Soupçonnés de délit d’initié, ces sénateurs ont agi en violation du Stock Act, une loi qui interdit aux élus américains de réaliser des opérations financières en se basant sur des informations non-publiques. Tucker Carlson, présentateur vedette de la chaîne de télévision conservatrice Fox News, a jugé ce comportement inqualifiable. «Il n’y a pas de plus grand crime moral que de trahir son pays en temps de crise, et cela semble être ce qui s’est passé», a-t-il dit jeudi soir au cours de son émission.
Dans le même temps, Robert Menendez, sénateur du New Jersey de 63 ans, était accusé par les procureurs fédéraux d’avoir utilisé sa fonction pour défendre les intérêts d’un riche ami ophtalmologue et homme d’affaires de Floride, Salomon Melgen, en échange de cadeaux et de dons politiques. Le parquet a retenu pas moins de 14 chefs d’accusations à son encontre, pour une période allant de 2006 à 2013.
Menendez a bénéficié de nombreux vols gratuits en jets privés, du prêt d’une villa en République dominicaine, de séjours dans l’hôtel de luxe Park Hyatt Paris-Vendôme, de repas, de parties de golf… et de plus de 750.000 USD de dons de campagne.
En échange, selon l’accusation, il aurait aidé Salomon Melgen dans l’attribution d’un contrat à sa société de contrôle de marchandises auprès des douanes de la République dominicaine. Il serait intervenu aussi pour que les petites amies brésiliennes, dominicaines et ukrainiennes de son ami obtiennent des visas américains, ou pour l’aider à régler un contentieux avec le ministère américain de la Santé.
Les dessous des cartes
Les donneurs des leçons en matière de lutte contre la corruption et d’organisation des élections ainsi démasqués ne sont donc pas des saints dans leurs pratiques.
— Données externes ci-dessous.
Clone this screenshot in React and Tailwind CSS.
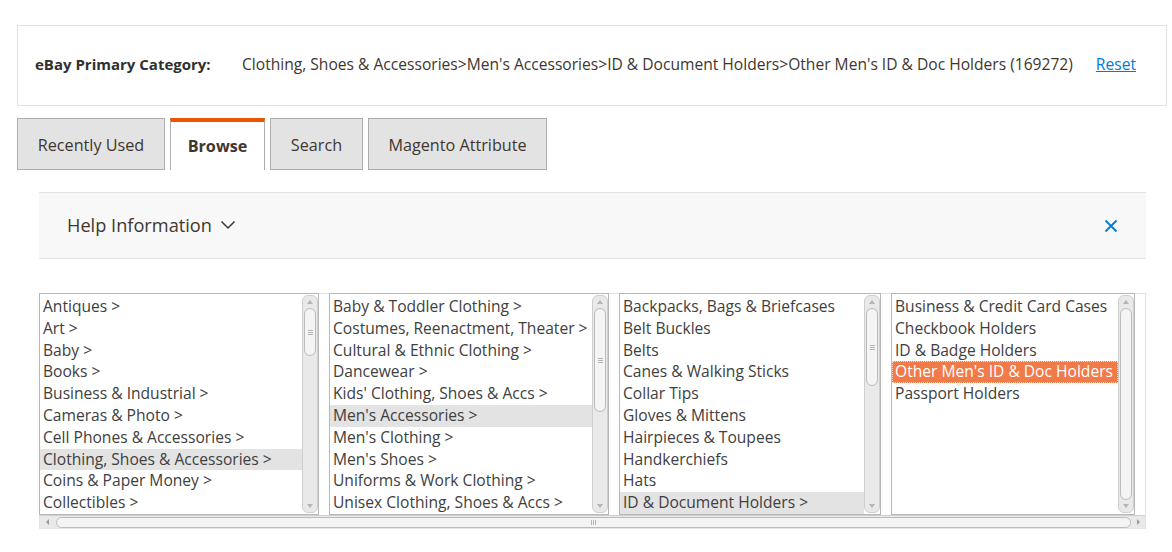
import React from 'react';

const col1 = ['Antiques >', 'Art >', 'Baby >', 'Books >', 'Business & Industrial >', 'Cameras & Photo >', 'Cell Phones & Accessories >', 'Clothing, Shoes & Accessories >', 'Coins & Paper Money >', 'Collectibles >'];
const col2 = ['Baby & Toddler Clothing >', 'Costumes, Reenactment, Theater >', 'Cultural & Ethnic Clothing >', 'Dancewear >', "Kids' Clothing, Shoes & Accs >", "Men's Accessories >", "Men's Clothing >", "Men's Shoes >", 'Uniforms & Work Clothing >', 'Unisex Clothing, Shoes & Accs >'];
const col3 = ['Backpacks, Bags & Briefcases', 'Belt Buckles', 'Belts', 'Canes & Walking Sticks', 'Collar Tips', 'Gloves & Mittens', 'Hairpieces & Toupees', 'Handkerchiefs', 'Hats', 'ID & Document Holders >'];
const col4 = ['Business & Credit Card Cases', 'Checkbook Holders', 'ID & Badge Holders', "Other Men's ID & Doc Holders", 'Passport Holders'];

const VScroll = ({ thumb, grip = true }) => (
    <div className="w-[16px] shrink-0 flex flex-col items-center bg-[#e9e9e9] border border-[#cfcfcf] rounded-[6px] my-[1px]">
        <svg width="8" height="12" viewBox="0 0 8 12" className="shrink-0"><path d="M1 8 L4 4 L7 8 Z" fill="#b5b5b5" /></svg>
        <div className="flex-1 w-full px-[1px] flex flex-col">
            <div className={`${thumb} w-full rounded-full bg-[#f4f4f4] border border-[#bcbcbc] flex items-center justify-center`}>
                {grip && (
                    <div className="flex flex-col gap-[1px]">
                        <div className="w-[5px] h-px bg-[#b5b5b5]" />
                        <div className="w-[5px] h-px bg-[#b5b5b5]" />
                        <div className="w-[5px] h-px bg-[#b5b5b5]" />
                    </div>
                )}
            </div>
        </div>
        <svg width="8" height="12" viewBox="0 0 8 12" className="shrink-0"><path d="M1 4 L4 8 L7 4 Z" fill="#b5b5b5" /></svg>
    </div>
);

const CategoryList = ({ items, width, thumb, grey, active, grip }) => (
    <div className={`${width} h-[222px] flex border border-[#b8b8b8] bg-white`}>
        <ul className="flex-1 overflow-hidden pt-[2px]">
            {items.map((item, i) => (
                <li
                    key={item}
                    className={`h-[21.8px] leading-[21.8px] px-[3px] whitespace-nowrap ${i === grey ? 'bg-[#e3e3e3]' : ''} ${i === active ? 'bg-[#f07a48] text-white outline outline-1 outline-dotted outline-[#ffd7c2] -outline-offset-1' : ''}`}
                >
                    {item}
                </li>
            ))}
        </ul>
        <VScroll thumb={thumb} grip={grip} />
    </div>
);

const App = () => {
    return (
        <div className="w-[1172px] h-[552px] bg-white text-[#41362f] overflow-hidden" style={{ fontFamily: '"Open Sans", "Noto Sans", sans-serif' }}>
            <div className="pt-[25px] pl-[17px] pr-[5px]">
                <div className="h-[81px] border border-[#e3e3e3] flex items-center pl-[17px] pr-[30px] pb-[2px] text-[15.6px]">
                    <span className="font-bold text-[15px] w-[207px] text-[#303030]">eBay Primary Category:</span>
                    <span className="flex-1">Clothing, Shoes &amp; Accessories&gt;Men's Accessories&gt;ID &amp; Document Holders&gt;Other Men's ID &amp; Doc Holders (169272)</span>
                    <a href="#" className="text-[#007bdb] underline">Reset</a>
                </div>

                <div className="flex gap-[5px] mt-[12px] text-[16.2px]">
                    <div className="w-[148px] h-[52px] flex items-center justify-center bg-[#e3e3e3] border border-[#adadad] pt-[2px]">Recently Used</div>
                    <div className="w-[95px] h-[52px] flex items-center justify-center bg-white border-x border-[#adadad] border-t-[4px] border-t-[#eb5202] font-bold">Browse</div>
                    <div className="w-[93px] h-[52px] flex items-center justify-center bg-[#e3e3e3] border border-[#adadad] pt-[2px]">Search</div>
                    <div className="w-[179px] h-[52px] flex items-center justify-center bg-[#e3e3e3] border border-[#adadad] pt-[2px]">Magento Attribute</div>
                </div>
            </div>

            <div className="ml-[39px] w-[1107px] mt-[22px]">
                <div className="h-[67px] bg-[#f8f8f8] border-y border-[#e3e3e3] flex items-center justify-between pl-[28px] pr-[28px]">
                    <div className="flex items-center gap-[8px] text-[18.2px]">
                        <span>Help Information</span>
                        <svg width="16" height="10" viewBox="0 0 16 10"><path d="M1.5 1.5 L8 8 L14.5 1.5" fill="none" stroke="#41362f" strokeWidth="1.5" /></svg>
                    </div>
                    <svg width="14" height="14" viewBox="0 0 14 14"><path d="M1.5 1.5 L12.5 12.5 M12.5 1.5 L1.5 12.5" stroke="#007bdb" strokeWidth="1.8" /></svg>
                </div>

                <div className="mt-[34px] border border-[#e3e3e3] text-[15.6px] text-[#404040]">
                    <div className="flex gap-[10px] -ml-px -mt-px">
                        <CategoryList items={col1} width="w-[280px]" thumb="h-[48px]" grey={7} />
                        <CategoryList items={col2} width="w-[280px]" thumb="h-[104px]" grey={5} />
                        <CategoryList items={col3} width="w-[262px]" thumb="h-[78px]" grey={9} />
                        <CategoryList items={col4} width="w-[244px]" thumb="h-full" active={3} grip={false} />
                    </div>
                    <div className="h-[13px] flex items-center bg-[#e9e9e9] border-t border-[#cfcfcf]">
                        <div className="w-[16px] flex justify-center">
                            <svg width="8" height="8" viewBox="0 0 8 8"><path d="M5 1 L2 4 L5 7 Z" fill="#9a9a9a" /></svg>
                        </div>
                        <div className="flex-1 h-[11px] rounded-full bg-[#f4f4f4] border border-[#bcbcbc] flex items-center justify-center gap-[1px]">
                            <div className="w-px h-[5px] bg-[#b5b5b5]" />
                            <div className="w-px h-[5px] bg-[#b5b5b5]" />
                            <div className="w-px h-[5px] bg-[#b5b5b5]" />
                        </div>
                        <div className="w-[14px] flex justify-center">
                            <svg width="8" height="8" viewBox="0 0 8 8"><path d="M3 1 L6 4 L3 7 Z" fill="#9a9a9a" /></svg>
                        </div>
                    </div>
                </div>
            </div>
        </div>
    );
};

export default App;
Ils tentent seulement de se donner bonne conscience et de distraire le peuple congolais avec des affabulations du reste non élaborées sur Joseph Kabila, président honoraire de la RDC à qui ils n’ont jamais pardonné la promulgation d’un nouveau code minier favorable aux intérêts nationaux de son pays, encore moins sa volonté d’émancipation de la RDC des griffes de l’impérialisme.
Les sénateurs américains qui questionnent le processus de désignation des membres de la CENI n’ont d’autres buts que de contrôler cet attribut de la souveraineté de la RDC estiment plusieurs observateurs. En appellant à la vigilance de CACH face à la majorité écrasante du Front commun pour le Congo (FCC) de Joseph Kabila à l’Assemblée nationale où les futurs animateurs de la CENI devraient être investis, ils étalent leur ruse et cherchent à ankyloser le pays de Lumumba dans la chienlit. Ils évoquent les “intérêts démocratiques” qui seraient mis en péril en RDC par un président qui a eu l’élégance de quitter volontairement le pouvoir il y a deux ans alors qu’en réalité, ils craignent pour leurs propres intérêts hégémoniques en RDC.
Ces impérialistes n’auront jamais de cesse de se délecter des déchirements entre les différentes composantes de la classe politique congolaise.